Stating Ho Chi Minh’s revere by his own people is neither portraying him as admirable nor whitewashing his cruelty nor denying the Holocaust but merely stating a fact as a fact. Is it not a fact that the Vietnamese today revere Ho Chi Minh? What cruelty can prevent a fact from being said as a fact? Does the Germans’ act of Holocaust prevent us from saying they just won the World Cup?

Saying that communist violence cannot be condoned but that they deserve better obviously refers to Chin Peng and the MCA vis-à-vis others like Ho Chi Minh and his Vietcong, Sukarno and Nelson Mandela in the original posting. If the crueler Vietcong can be regarded as heroes by its own people today, why does the less cruel MCA deserve less? This is no denial of Ho Chi Minh’s cruelties, no denial of the Holocaust. This is just putting cruelty beside cruelty and saying that the one with less cruelty ended up with more infamy in its own country. This is not, as Mr Tan has claimed, like condoning the Nazi mass murder or covering up for communist wrong doing but simply comparing wrong doings and saying that for the same or for less wrong doing, the MCA had been more villainised.

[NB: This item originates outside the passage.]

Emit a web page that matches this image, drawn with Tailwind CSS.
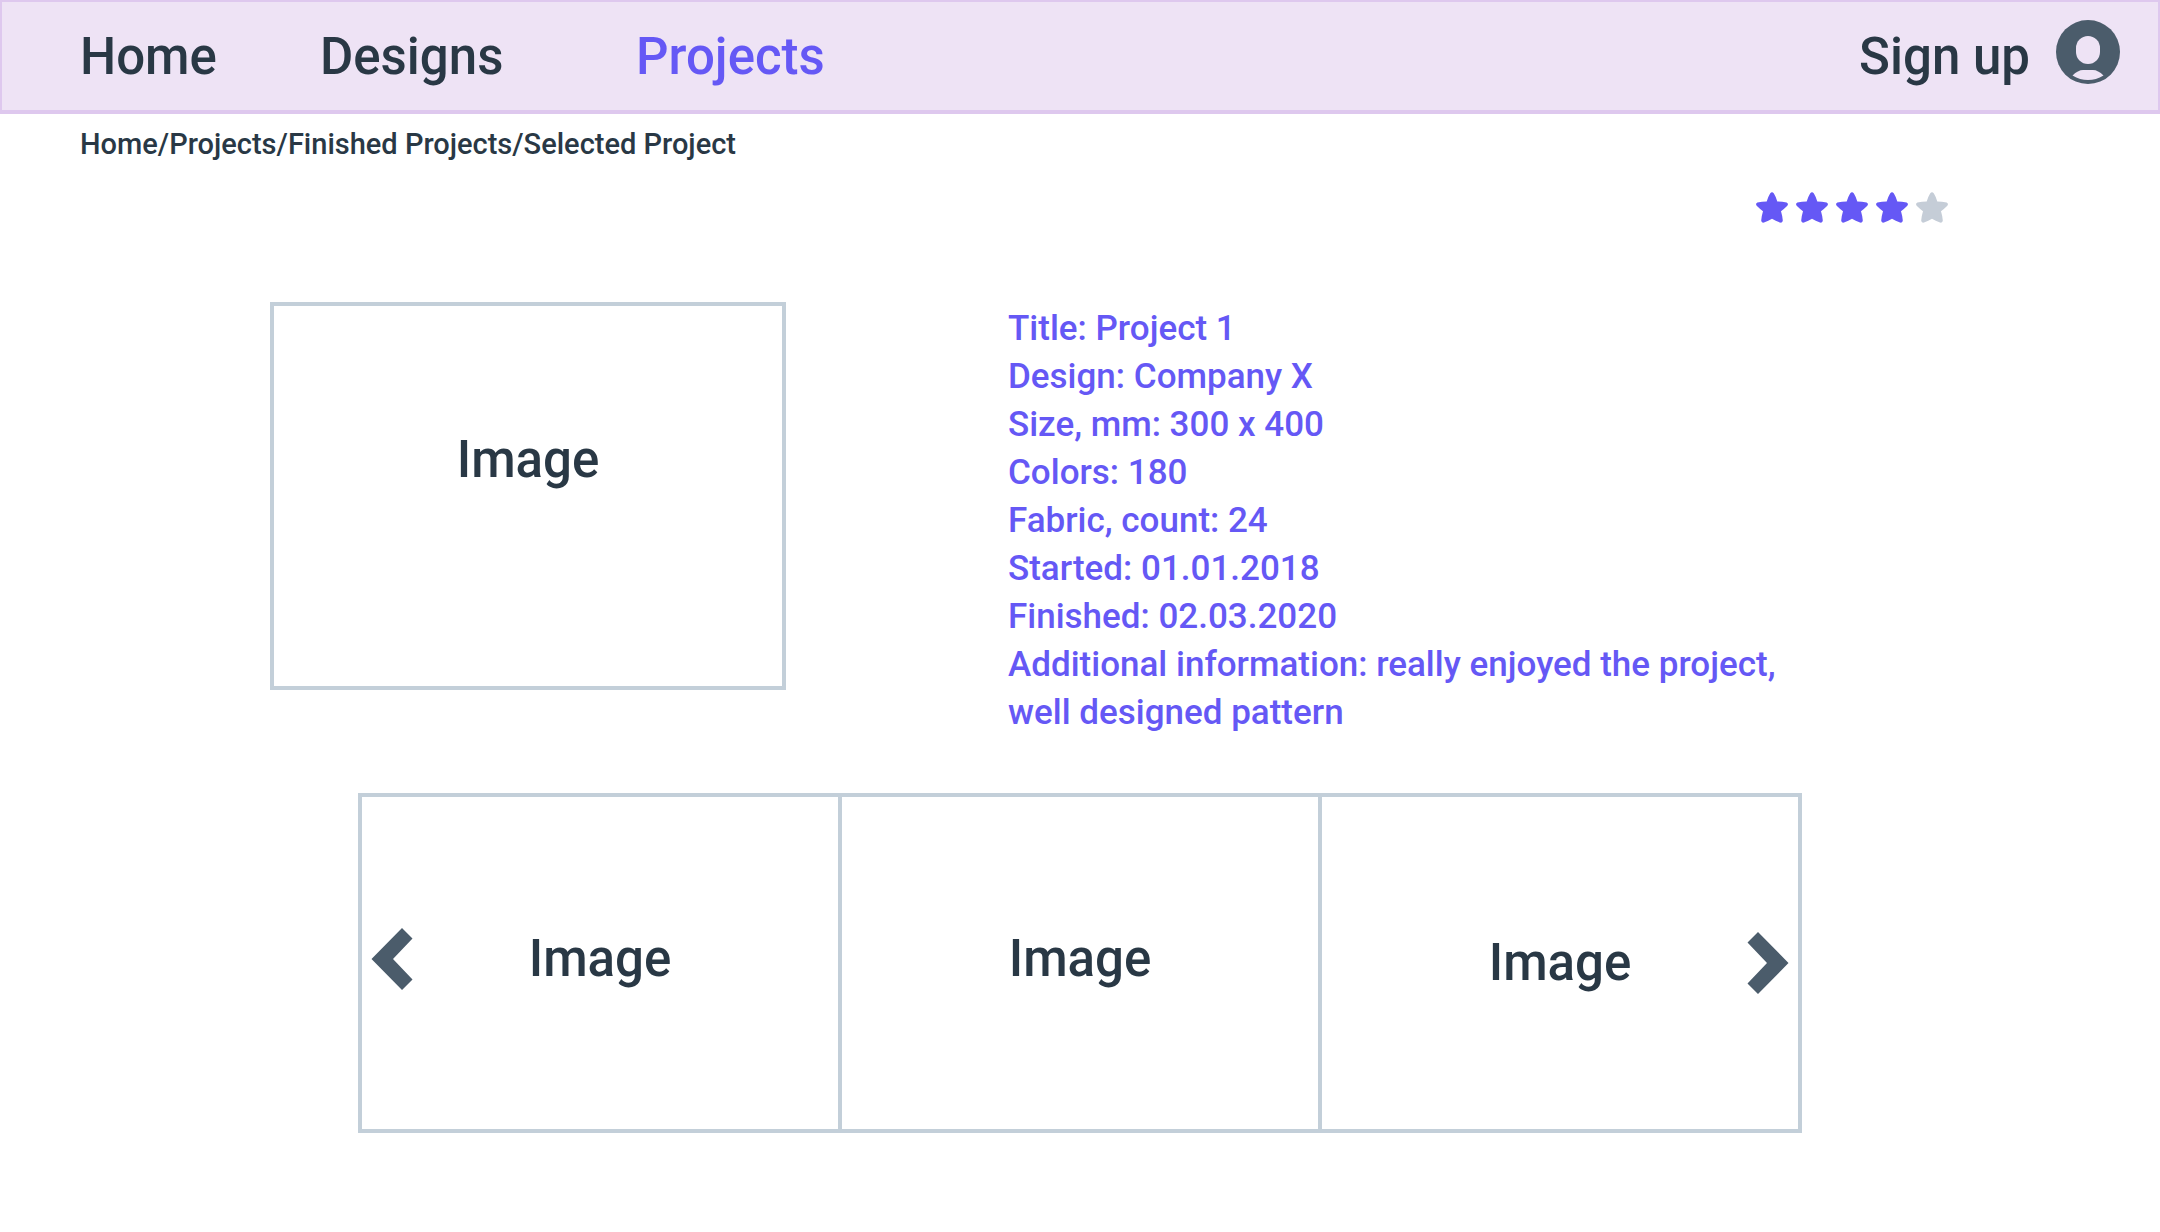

Mr Tan wrongly brushed off the original article as an apologia for communism and communists like Ho Chi Minh. It is not. Instead, it is Mr Tan who is making an issue out of no issue.

To conclude, Mr Tan’s main argument that the CPM was doing the Soviet’s bidding is without basis, without merit. His attempt to pile Soviet atrocities onto the CPM is rejected too as it rests on his false assertion that the CPM was doing Soviet bidding. Mr Tan’s attempt to alter the statement of the fact that the Vietnamese today revere Ho Chi Minh into one of glorifying Ho is also rejected because, like it or not, a fact is a fact. Mr Tan’s false sense of self-righteousness is betrayed by his own deceitful arguments.